I now want to count the mondays, tuesdays etc for each person.
This should be done using dplyr
and summarize
because my real data set has many more columns which I summarize with different statistics.
It should be some something like this:
summa <- df %>% group_by(id) %>%
summarize(mondays = #numberof mondays,
tuesdays = #number of tuesdays,
.........)
How can this be achieved?
Upvotes: 0
Views: 2399
Reputation: 14988
Base Date functions:
summa <- df %>% group_by(id) %>%
summarise(monday = sum(weekdays(dates) == "Monday"),
tuesday = sum(weekdays(dates) == "Tuesday"))
Upvotes: 1
Reputation: 70336
I would do the following:
summa <- count(df, id, day = weekdays(dates))
# or:
# summa <- df %>%
# mutate(day = weekdays(dates)) %>%
# count(id, day)
head(summa)
#Source: local data frame [6 x 3]
#Groups: id [2]
#
# id day n
# (dbl) (chr) (int)
#1 1 Donnerstag 1
#2 1 Freitag 1
#3 1 Mittwoch 1
#4 1 Sonntag 2
#5 2 Dienstag 2
#6 2 Donnerstag 1
But you can also reshape to wide format:
library(tidyr)
spread(summa, day, n, fill=0)
#Source: local data frame [3 x 8]
#Groups: id [3]
#
# id Dienstag Donnerstag Freitag Mittwoch Montag Samstag Sonntag
# (dbl) (dbl) (dbl) (dbl) (dbl) (dbl) (dbl) (dbl)
#1 1 0 1 1 1 0 0 2
#2 2 2 1 1 1 1 1 1
#3 3 1 0 2 1 2 0 1
My results are in German, but yours would be in your own language of course. The column names are German weekdays.

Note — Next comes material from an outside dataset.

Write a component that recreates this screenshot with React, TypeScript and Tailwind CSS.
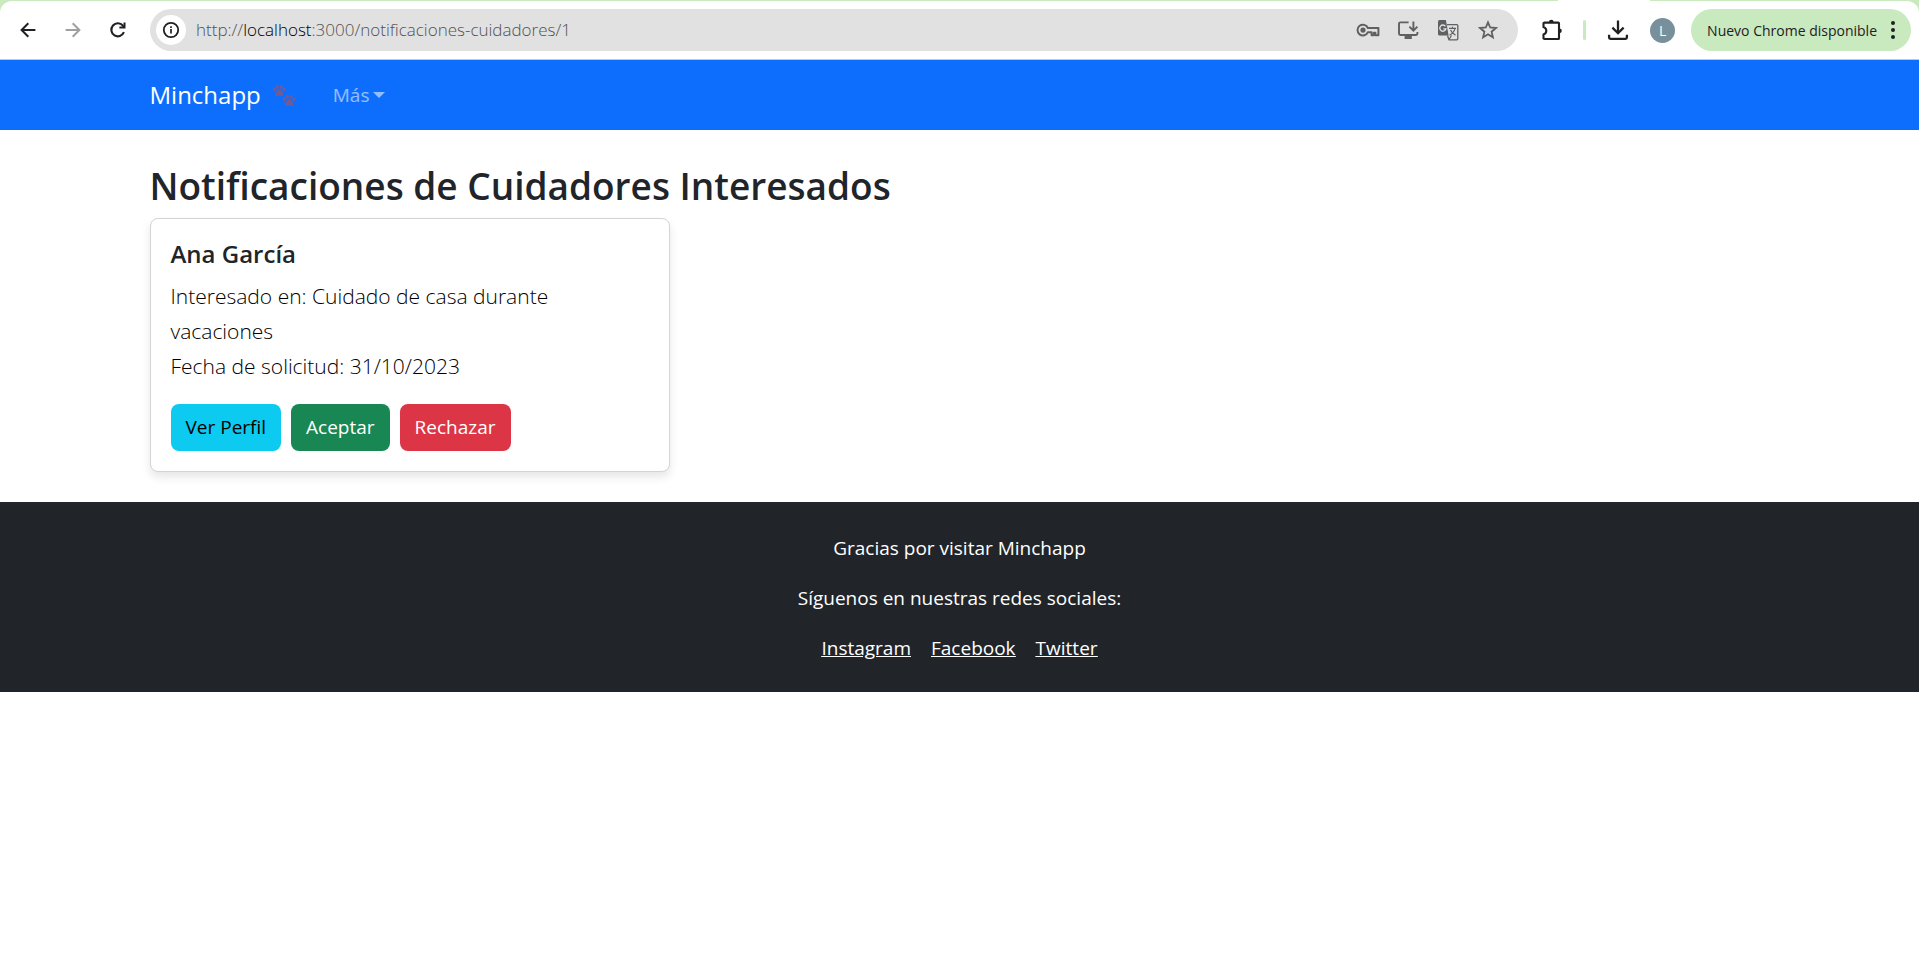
import type { ReactNode } from "react";

function BackIcon({ className = "" }: { className?: string }) {
  return (
    <svg viewBox="0 0 20 20" className={`h-5 w-5 ${className}`} fill="none" stroke="currentColor" strokeWidth="2" aria-hidden="true">
      <path d="M10.3 3.2 3.6 10l6.7 6.8M3.6 10H17.4" />
    </svg>
  );
}

function ReloadIcon() {
  return (
    <svg viewBox="0 0 20 20" className="h-5 w-5" fill="none" stroke="currentColor" strokeWidth="2.1" aria-hidden="true">
      <path d="M15.9 12.2A6.5 6.5 0 1 1 14.9 5.7L16.3 7.3" />
      <path d="M17.5 2.4V8.4H11.4V6.6H15.5V2.4Z" fill="currentColor" stroke="none" />
    </svg>
  );
}

function InfoIcon() {
  return (
    <svg viewBox="0 0 20 20" className="h-5 w-5" fill="none" stroke="currentColor" aria-hidden="true">
      <circle cx="10" cy="10" r="7.2" strokeWidth="1.8" />
      <path d="M10 9v4.6M10 6.2v1.8" strokeWidth="1.7" />
    </svg>
  );
}

function KeyIcon() {
  return (
    <svg viewBox="0 0 24 20" className="h-5 w-6" fill="none" stroke="currentColor" strokeWidth="2" aria-hidden="true">
      <path d="M11.9 8A5.4 5.4 0 1 0 11.9 12.2H15.6V15.2H17.8V12.8H19.4V15.2H22.4V8Z" strokeLinejoin="round" />
      <circle cx="7" cy="10.1" r="2.6" fill="currentColor" stroke="none" />
    </svg>
  );
}

function InstallIcon() {
  return (
    <svg viewBox="0 0 24 22" className="h-[22px] w-6" fill="none" stroke="currentColor" strokeWidth="1.9" aria-hidden="true">
      <path d="M12.6 3.4H4.4Q3 3.4 3 4.8V14.6Q3 16 4.4 16H20Q21.4 16 21.4 14.6V13" />
      <path d="M17.4 2.5V11M13.4 7.6 17.4 11.6 21.4 7.6" />
      <path d="M8.6 16.5H15.8V20H8.6Z" fill="currentColor" stroke="none" />
    </svg>
  );
}

function TranslateIcon() {
  return (
    <svg viewBox="0 0 22 22" className="h-[22px] w-[22px]" aria-hidden="true">
      <path d="M2.5 1H8.9L11.6 16.5H2.5Q1 16.5 1 15V2.5Q1 1 2.5 1Z" fill="currentColor" />
      <path d="M10 5.6H19.8Q20.8 5.6 20.8 6.6V19.8Q20.8 20.8 19.8 20.8H12L10.5 16.5" fill="none" stroke="currentColor" strokeWidth="1.3" />
      <path d="M8.4 7.3A3.1 3.1 0 1 0 8.9 9.9H6.3" fill="none" stroke="#e1e1e1" strokeWidth="1.4" />
      <path d="M12 9.3H19M15.5 7.8V9.3M18 9.3Q17 13.5 12.5 16.3M13.5 11Q15 14 18.5 16.3M12 20.5 14.5 16.5" fill="none" stroke="currentColor" strokeWidth="1.2" />
    </svg>
  );
}

function StarIcon() {
  return (
    <svg viewBox="0 0 20 20" className="h-5 w-5" fill="none" stroke="currentColor" strokeWidth="1.8" aria-hidden="true">
      <path d="M10 2.3 12.2 7.5 17.9 8 13.6 11.7 14.9 17.3 10 14.3 5.1 17.3 6.4 11.7 2.1 8 7.8 7.5Z" />
    </svg>
  );
}

function ExtensionIcon() {
  return (
    <svg viewBox="0 0 24 24" className="h-6 w-6" fill="none" stroke="currentColor" strokeWidth="2.1" aria-hidden="true">
      <path d="M4.5 4.6H18.3Q19 4.6 19 5.3V20.2Q19 21 18.3 21H4.5Q3.5 21 3.5 20.2V16.6Q6.3 15.5 6.3 12.8T3.5 9V5.4Q3.5 4.6 4.5 4.6Z" />
      <path d="M8.9 4.2a2.4 2.4 0 0 1 4.8 0ZM19.4 10.4a2.4 2.4 0 0 1 0 4.8Z" fill="currentColor" stroke="none" />
    </svg>
  );
}

function DownloadIcon() {
  return (
    <svg viewBox="0 0 24 24" className="h-6 w-6" fill="none" stroke="currentColor" strokeWidth="2.3" aria-hidden="true">
      <path d="M12 2.5V14.5M6.4 9.6 12 15.2 17.6 9.6" />
      <path d="M3.1 16.8V19.6Q3.1 20.9 4.4 20.9H19.6Q20.9 20.9 20.9 19.6V16.8" />
    </svg>
  );
}

function Paw({ x, y }: { x: number; y: number }) {
  return (
    <g transform={`translate(${x} ${y})`}>
      <ellipse cx="1.5" cy="4" rx="1.5" ry="1.9" transform="rotate(-25 1.5 4)" />
      <ellipse cx="4.4" cy="1.9" rx="1.5" ry="1.9" />
      <ellipse cx="8" cy="1.9" rx="1.5" ry="1.9" />
      <ellipse cx="11" cy="4" rx="1.5" ry="1.9" transform="rotate(25 11 4)" />
      <path d="M6.2 4.6C8.6 4.6 9 6.3 9.9 7.7 10.9 9.5 9.7 11.2 7.9 11 6.7 10.8 5.7 10.8 4.6 11 2.8 11.2 1.6 9.5 2.5 7.7 3.4 6.3 3.8 4.6 6.2 4.6Z" />
    </g>
  );
}

function PawsIcon() {
  return (
    <svg viewBox="0 0 24 24" className="h-6 w-6" fill="#6f5b97" role="img" aria-label="Huellas">
      <Paw x={0} y={2} />
      <Paw x={10} y={12} />
    </svg>
  );
}

function ToolButton({ label, children, className = "" }: { label: string; children: ReactNode; className?: string }) {
  return (
    <button type="button" aria-label={label} className={`flex shrink-0 items-center justify-center ${className}`}>
      {children}
    </button>
  );
}

function BrowserBar() {
  return (
    <div className="bg-[#c9e9bf]">
      <div className="flex h-px justify-end">
        <div className="mr-[269px] w-[92px] bg-white" />
      </div>
      <div className="flex h-[59px] items-center rounded-t-xl border-b border-[#c7c7c7] bg-white pr-2 pl-[18px] text-[#1f2023]">
        <div className="flex w-[132px] shrink-0 gap-[25px]">
          <ToolButton label="Atrás">
            <BackIcon />
          </ToolButton>
          <ToolButton label="Adelante" className="text-[#a0a0a0]">
            <BackIcon className="rotate-180" />
          </ToolButton>
          <ToolButton label="Recargar">
            <ReloadIcon />
          </ToolButton>
        </div>
        <div className="flex h-[42px] min-w-0 flex-1 items-center rounded-full bg-[#e1e1e1] pr-2.5 pl-1.5 text-[#505153]">
          <ToolButton label="Información del sitio" className="h-[30px] w-[30px] rounded-full bg-white text-[#1f2023]">
            <InfoIcon />
          </ToolButton>
          <div className="ml-2.5 flex-1 truncate text-[17px] font-light">
            http://<span className="text-black">localhost</span>:3000/notificaciones-cuidadores/1
          </div>
          <div className="flex items-center text-[#5f6062]">
            <ToolButton label="Contraseñas" className="w-10">
              <KeyIcon />
            </ToolButton>
            <ToolButton label="Instalar" className="w-10">
              <InstallIcon />
            </ToolButton>
            <ToolButton label="Traducir" className="w-10">
              <TranslateIcon />
            </ToolButton>
            <ToolButton label="Marcador" className="w-10">
              <StarIcon />
            </ToolButton>
          </div>
        </div>
        <ToolButton label="Extensiones" className="ml-[22px]">
          <ExtensionIcon />
        </ToolButton>
        <div className="ml-[19px] h-5 w-[3px] rounded-sm bg-[#c9e9bf]" />
        <ToolButton label="Descargas" className="ml-5">
          <DownloadIcon />
        </ToolButton>
        <ToolButton label="Perfil" className="ml-5 h-[25px] w-[25px] rounded-full bg-[#78909c] text-[14px] text-white">
          L
        </ToolButton>
        <button type="button" className="ml-4 flex h-[42px] shrink-0 items-center gap-[14px] rounded-full bg-[#c9e9bf] px-4 text-[14px]">
          Nuevo Chrome disponible
          <svg viewBox="0 0 4 18" className="h-[18px] w-1" fill="currentColor" aria-hidden="true">
            <circle cx="2" cy="2" r="2" />
            <circle cx="2" cy="9" r="2" />
            <circle cx="2" cy="16" r="2" />
          </svg>
        </button>
      </div>
    </div>
  );
}

export default function App() {
  return (
    <div className="min-h-screen bg-white font-['Open_Sans','Noto_Sans',sans-serif] text-[#212529]">
      <BrowserBar />
      <nav className="bg-[#0d6efd]">
        <div className="mx-auto flex h-[70px] max-w-[1650px] items-center px-[15px]">
          <a href="#" className="flex items-center gap-3 text-[24px] text-white">
            Minchapp
            <PawsIcon />
          </a>
          <button type="button" className="ml-9 flex items-center gap-1 text-[19px] text-white/55">
            Más
            <svg viewBox="0 0 12 6" className="h-1.5 w-3" fill="currentColor" aria-hidden="true">
              <path d="M0 0H12L6 6Z" />
            </svg>
          </button>
        </div>
      </nav>
      <main className="mx-auto max-w-[1650px] px-[15px] pt-8 pb-[30px]">
        <h1 className="mb-2 text-[37px] leading-[48px] font-semibold">Notificaciones de Cuidadores Interesados</h1>
        <section className="max-w-[520px] rounded-lg border border-[#d3d4d5] bg-white p-5 shadow-[0_5px_10px_rgba(0,0,0,0.1)]">
          <h2 className="mb-2.5 text-[24px] leading-[30px] font-semibold">Ana García</h2>
          <p className="mb-5 pr-16 text-[21px] leading-[35px] font-light text-black">
            Interesado en: Cuidado de casa durante vacaciones
            <br />
            Fecha de solicitud: 31/10/2023
          </p>
          <div className="flex gap-2.5 text-[19px] leading-[47px]">
            <button type="button" className="rounded-lg bg-[#0dcaf0] px-[15px] text-black">Ver Perfil</button>
            <button type="button" className="rounded-lg bg-[#198754] px-[15px] text-white">Aceptar</button>
            <button type="button" className="rounded-lg bg-[#dc3545] px-[15px] text-white">Rechazar</button>
          </div>
        </section>
      </main>
      <footer className="flex flex-col items-center gap-5 bg-[#212529] pt-[31px] pb-[29px] text-[19px] leading-[30px] text-white">
        <p>Gracias por visitar Minchapp</p>
        <p>Síguenos en nuestras redes sociales:</p>
        <div className="flex gap-5 underline">
          <a href="#instagram">Instagram</a>
          <a href="#facebook">Facebook</a>
          <a href="#twitter">Twitter</a>
        </div>
      </footer>
    </div>
  );
}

If you want to use summarize
explicitly you can achieve the same as above using:
summa <- df %>%
group_by(id, day = weekdays(dates)) %>%
summarize(n = n()) # or do something with summarise_each() for many columns
Upvotes: 4
Reputation: 131
You could use the lubridate package:
library(lubridate)
summa <- df %>% group_by(id) %>%
summarize(mondays = sum(wday(dates) == 2),
....
Upvotes: 3